### What to work on
List every line below containing "index".
---- Data
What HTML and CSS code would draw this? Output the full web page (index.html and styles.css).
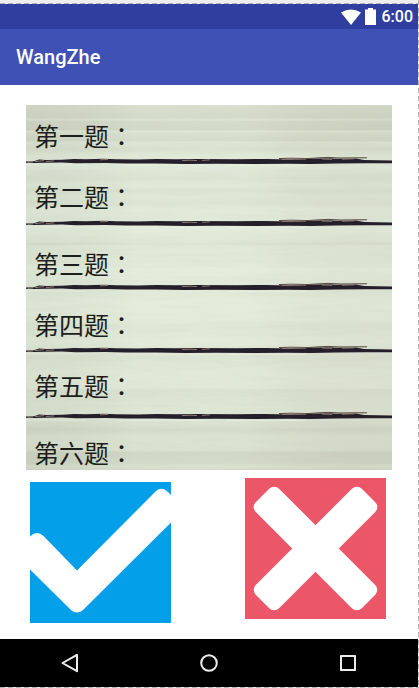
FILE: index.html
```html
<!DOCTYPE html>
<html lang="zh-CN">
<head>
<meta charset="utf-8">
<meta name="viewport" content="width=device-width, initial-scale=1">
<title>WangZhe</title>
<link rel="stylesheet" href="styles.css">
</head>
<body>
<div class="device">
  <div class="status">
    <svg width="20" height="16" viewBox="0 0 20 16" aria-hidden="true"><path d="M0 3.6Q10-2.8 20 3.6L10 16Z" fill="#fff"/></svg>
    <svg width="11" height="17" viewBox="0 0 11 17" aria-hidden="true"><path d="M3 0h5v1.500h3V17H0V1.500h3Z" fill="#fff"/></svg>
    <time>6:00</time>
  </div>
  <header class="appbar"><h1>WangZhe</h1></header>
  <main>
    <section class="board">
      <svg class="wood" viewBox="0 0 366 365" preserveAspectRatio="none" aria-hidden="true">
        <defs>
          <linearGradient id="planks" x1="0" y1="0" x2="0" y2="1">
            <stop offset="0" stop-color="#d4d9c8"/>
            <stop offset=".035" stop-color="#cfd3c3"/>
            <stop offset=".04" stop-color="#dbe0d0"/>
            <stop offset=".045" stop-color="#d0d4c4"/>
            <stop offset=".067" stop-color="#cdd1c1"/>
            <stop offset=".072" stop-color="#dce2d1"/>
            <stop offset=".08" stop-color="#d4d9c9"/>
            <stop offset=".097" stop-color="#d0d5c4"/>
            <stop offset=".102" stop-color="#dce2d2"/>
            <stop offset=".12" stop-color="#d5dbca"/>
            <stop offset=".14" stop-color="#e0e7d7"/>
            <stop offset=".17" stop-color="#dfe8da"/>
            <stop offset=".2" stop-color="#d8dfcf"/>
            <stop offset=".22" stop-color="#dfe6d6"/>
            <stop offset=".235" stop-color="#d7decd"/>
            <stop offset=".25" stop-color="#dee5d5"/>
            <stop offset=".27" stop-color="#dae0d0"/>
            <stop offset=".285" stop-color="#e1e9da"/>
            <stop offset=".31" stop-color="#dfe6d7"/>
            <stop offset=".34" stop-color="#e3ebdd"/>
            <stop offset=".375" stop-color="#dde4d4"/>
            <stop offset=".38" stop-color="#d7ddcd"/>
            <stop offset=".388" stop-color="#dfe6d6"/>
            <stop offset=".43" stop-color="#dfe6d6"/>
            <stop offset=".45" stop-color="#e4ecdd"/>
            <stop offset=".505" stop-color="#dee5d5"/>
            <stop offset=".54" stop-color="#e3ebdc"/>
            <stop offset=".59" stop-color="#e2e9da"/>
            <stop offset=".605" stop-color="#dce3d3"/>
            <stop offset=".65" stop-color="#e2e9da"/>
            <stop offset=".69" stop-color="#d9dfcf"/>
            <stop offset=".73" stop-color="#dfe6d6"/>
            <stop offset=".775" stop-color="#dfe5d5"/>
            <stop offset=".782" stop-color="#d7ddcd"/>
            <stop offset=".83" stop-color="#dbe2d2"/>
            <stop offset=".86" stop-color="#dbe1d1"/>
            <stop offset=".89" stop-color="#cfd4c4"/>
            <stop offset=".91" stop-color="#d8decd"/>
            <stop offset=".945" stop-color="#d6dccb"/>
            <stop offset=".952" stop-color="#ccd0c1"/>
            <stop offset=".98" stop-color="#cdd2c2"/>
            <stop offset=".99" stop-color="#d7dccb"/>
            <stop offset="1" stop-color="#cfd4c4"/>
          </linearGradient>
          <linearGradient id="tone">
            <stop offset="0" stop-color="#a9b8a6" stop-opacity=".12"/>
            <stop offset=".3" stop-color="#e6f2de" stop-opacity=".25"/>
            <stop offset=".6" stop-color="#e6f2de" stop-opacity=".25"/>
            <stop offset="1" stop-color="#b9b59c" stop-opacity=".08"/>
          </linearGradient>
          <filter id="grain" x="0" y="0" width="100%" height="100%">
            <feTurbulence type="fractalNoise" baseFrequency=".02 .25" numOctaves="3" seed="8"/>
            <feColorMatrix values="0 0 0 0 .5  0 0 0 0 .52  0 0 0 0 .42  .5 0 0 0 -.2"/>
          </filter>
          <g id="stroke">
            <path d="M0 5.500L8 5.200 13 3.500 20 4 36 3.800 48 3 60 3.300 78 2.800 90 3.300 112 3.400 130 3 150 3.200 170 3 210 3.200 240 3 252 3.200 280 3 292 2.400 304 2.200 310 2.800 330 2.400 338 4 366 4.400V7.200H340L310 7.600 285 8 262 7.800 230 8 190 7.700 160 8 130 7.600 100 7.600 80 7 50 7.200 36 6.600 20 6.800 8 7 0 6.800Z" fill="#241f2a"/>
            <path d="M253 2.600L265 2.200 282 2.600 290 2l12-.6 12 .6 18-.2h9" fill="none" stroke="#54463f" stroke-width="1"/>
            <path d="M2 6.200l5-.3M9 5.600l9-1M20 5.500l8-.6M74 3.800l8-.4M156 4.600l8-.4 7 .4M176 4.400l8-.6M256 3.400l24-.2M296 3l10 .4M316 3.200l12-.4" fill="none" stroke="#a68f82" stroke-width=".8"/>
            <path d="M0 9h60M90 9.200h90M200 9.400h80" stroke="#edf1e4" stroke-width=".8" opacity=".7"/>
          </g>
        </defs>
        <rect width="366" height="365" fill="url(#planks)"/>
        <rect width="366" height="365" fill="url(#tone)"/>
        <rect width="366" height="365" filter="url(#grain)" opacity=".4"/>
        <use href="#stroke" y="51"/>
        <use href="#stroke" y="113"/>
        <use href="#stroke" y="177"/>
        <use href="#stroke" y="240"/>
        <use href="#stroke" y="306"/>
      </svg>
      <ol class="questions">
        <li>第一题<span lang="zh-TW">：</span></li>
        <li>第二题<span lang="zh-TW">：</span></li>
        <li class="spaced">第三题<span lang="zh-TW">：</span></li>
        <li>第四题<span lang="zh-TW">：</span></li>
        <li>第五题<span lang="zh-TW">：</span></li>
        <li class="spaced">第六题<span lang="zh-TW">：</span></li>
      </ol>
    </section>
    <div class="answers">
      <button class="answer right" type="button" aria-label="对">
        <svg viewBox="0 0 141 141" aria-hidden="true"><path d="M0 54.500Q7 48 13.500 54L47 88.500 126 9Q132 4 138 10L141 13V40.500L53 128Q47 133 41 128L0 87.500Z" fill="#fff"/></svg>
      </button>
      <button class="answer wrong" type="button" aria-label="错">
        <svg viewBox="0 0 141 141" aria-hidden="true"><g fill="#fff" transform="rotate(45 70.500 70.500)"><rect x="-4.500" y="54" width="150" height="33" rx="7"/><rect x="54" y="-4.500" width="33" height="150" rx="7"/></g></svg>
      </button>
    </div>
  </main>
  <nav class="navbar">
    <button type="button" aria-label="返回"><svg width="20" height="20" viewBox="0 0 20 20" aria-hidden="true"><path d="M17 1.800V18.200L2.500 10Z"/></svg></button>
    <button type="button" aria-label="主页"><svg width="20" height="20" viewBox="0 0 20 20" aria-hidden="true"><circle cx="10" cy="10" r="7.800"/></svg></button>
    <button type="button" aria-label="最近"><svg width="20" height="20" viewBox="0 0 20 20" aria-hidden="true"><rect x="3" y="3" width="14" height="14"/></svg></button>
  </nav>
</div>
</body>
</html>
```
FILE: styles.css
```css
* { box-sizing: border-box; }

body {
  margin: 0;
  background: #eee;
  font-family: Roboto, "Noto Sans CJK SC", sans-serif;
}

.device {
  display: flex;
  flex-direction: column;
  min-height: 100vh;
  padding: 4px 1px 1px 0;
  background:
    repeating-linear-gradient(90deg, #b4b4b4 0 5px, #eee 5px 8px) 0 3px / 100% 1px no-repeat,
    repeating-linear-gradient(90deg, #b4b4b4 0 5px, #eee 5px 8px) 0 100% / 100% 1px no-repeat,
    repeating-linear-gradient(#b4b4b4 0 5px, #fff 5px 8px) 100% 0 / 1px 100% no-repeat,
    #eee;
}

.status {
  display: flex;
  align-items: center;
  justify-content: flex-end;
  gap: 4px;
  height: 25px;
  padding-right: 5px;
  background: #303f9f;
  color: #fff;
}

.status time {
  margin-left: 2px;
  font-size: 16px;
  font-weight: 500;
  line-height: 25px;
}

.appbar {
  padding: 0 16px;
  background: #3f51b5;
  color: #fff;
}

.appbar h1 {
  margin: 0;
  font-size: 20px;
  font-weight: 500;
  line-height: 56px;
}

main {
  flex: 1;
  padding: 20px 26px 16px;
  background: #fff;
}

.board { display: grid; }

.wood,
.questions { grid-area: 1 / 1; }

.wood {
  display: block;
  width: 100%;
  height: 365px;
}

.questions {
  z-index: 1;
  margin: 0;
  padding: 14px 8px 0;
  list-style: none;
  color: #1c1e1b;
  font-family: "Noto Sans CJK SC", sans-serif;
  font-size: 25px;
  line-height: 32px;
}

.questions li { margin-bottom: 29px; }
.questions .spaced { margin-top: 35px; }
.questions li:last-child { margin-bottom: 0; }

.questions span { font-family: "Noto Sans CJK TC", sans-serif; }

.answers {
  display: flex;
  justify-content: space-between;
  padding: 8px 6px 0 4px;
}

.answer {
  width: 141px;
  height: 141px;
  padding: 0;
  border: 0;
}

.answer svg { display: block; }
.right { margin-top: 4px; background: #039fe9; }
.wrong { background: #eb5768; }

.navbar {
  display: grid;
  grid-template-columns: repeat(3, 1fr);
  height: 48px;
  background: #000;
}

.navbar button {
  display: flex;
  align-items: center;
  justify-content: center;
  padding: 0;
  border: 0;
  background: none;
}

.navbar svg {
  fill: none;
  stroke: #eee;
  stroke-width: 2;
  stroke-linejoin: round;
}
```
--------
### Exercise solution
What HTML and CSS code would draw this? Output the full web page (index.html and styles.css).
FILE: index.html
  z-index: 1;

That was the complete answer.